(INFORMATION SUPPLIED):

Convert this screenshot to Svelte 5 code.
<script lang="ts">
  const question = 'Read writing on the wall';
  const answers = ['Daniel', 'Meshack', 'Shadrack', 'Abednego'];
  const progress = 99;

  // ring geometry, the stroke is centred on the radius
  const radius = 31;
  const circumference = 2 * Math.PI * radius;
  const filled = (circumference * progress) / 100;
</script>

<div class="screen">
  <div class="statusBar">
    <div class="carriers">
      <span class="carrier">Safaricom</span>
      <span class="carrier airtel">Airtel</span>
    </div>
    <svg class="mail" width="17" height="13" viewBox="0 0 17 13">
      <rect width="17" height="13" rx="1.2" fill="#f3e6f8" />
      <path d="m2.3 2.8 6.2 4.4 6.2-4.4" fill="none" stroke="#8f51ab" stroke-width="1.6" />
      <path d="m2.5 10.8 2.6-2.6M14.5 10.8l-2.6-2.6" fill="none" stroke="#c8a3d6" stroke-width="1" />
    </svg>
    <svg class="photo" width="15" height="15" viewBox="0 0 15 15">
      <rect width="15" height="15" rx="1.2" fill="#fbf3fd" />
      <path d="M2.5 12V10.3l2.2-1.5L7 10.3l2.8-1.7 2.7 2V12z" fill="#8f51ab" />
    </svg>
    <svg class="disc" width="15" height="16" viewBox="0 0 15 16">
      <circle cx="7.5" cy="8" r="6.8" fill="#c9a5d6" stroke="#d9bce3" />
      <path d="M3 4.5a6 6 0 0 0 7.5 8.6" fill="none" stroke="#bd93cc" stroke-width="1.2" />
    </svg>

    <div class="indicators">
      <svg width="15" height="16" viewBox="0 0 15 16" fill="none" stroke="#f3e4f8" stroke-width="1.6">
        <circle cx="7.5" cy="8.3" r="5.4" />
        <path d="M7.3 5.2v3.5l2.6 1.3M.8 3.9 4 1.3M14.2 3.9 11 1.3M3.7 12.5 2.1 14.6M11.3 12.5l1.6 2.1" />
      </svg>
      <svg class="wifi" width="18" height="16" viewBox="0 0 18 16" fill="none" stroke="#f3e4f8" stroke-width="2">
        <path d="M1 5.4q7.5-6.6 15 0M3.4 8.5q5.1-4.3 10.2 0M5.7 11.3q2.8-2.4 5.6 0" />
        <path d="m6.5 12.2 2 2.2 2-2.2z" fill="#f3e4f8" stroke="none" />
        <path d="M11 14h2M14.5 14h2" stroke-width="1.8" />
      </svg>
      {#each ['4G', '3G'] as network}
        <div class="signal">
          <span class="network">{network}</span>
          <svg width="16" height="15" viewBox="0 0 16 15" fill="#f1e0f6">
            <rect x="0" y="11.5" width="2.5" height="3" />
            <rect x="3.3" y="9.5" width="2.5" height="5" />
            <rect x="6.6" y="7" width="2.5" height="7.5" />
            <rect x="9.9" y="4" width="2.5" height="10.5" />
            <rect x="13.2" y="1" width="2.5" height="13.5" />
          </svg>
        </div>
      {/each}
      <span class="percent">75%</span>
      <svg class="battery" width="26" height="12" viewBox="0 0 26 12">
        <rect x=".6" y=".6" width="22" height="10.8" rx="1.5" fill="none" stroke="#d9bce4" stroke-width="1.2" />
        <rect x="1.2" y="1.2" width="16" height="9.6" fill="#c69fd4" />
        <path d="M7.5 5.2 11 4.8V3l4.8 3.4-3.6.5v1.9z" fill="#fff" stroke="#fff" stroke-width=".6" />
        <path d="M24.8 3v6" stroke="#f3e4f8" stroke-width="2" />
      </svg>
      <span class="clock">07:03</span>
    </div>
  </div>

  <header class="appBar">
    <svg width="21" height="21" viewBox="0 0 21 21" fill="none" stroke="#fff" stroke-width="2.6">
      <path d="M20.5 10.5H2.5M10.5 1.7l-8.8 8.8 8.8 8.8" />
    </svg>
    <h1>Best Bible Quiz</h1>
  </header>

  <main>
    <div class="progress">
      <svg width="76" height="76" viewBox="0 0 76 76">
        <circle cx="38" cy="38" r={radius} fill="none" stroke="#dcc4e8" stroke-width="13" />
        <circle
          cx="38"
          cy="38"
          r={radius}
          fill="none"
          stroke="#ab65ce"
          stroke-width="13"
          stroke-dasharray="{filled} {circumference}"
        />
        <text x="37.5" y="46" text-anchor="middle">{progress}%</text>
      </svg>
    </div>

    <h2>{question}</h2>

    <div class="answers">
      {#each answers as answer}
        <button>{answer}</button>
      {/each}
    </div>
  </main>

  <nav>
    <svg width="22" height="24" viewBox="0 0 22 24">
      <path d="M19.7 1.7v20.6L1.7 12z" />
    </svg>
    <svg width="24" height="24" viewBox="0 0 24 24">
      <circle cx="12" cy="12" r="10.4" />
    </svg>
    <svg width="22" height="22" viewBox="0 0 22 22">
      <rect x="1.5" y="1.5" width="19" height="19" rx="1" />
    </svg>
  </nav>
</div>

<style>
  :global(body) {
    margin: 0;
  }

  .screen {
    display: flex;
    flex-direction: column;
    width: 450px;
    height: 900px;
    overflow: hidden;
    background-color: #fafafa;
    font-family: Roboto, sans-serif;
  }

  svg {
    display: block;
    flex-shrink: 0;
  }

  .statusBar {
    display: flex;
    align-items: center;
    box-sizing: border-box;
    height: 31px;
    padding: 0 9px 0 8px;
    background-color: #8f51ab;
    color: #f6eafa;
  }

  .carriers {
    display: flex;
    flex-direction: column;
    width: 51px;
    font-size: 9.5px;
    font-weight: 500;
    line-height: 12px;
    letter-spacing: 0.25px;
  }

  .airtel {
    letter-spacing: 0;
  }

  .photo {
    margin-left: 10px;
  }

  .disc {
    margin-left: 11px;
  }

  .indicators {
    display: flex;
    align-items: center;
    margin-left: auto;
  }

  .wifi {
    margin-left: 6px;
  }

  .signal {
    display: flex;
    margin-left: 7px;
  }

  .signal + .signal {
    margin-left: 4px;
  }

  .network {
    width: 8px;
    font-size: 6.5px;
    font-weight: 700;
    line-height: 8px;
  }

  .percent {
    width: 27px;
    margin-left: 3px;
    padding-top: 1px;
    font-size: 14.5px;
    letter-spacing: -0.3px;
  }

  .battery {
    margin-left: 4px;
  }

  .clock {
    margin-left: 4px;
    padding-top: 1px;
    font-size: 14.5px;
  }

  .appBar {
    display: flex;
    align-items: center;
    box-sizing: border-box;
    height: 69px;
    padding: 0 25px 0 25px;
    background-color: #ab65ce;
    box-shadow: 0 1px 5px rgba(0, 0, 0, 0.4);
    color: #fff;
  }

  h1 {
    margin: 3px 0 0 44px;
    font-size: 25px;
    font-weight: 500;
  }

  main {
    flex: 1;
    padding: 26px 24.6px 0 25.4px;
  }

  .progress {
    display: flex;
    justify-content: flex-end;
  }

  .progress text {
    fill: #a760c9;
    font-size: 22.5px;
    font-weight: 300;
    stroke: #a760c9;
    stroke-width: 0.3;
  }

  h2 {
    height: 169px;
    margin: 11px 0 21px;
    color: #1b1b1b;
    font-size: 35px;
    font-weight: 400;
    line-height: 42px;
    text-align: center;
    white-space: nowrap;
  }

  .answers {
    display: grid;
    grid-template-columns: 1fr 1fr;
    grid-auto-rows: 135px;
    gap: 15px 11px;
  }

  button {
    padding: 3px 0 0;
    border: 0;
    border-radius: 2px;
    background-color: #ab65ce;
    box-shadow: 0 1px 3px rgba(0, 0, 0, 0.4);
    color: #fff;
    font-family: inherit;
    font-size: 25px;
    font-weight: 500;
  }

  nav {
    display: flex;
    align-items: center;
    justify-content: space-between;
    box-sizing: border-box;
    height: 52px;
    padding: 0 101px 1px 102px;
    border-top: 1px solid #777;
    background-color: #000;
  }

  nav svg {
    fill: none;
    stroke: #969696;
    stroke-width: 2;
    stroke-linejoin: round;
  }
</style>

(PROBLEM STATEMENT): Your answer should be exactly the lines of the data above, from the first through the line containing "const progress = 99;".

(TASK SOLUTION):
Convert this screenshot to Svelte 5 code.
<script lang="ts">
  const question = 'Read writing on the wall';
  const answers = ['Daniel', 'Meshack', 'Shadrack', 'Abednego'];
  const progress = 99;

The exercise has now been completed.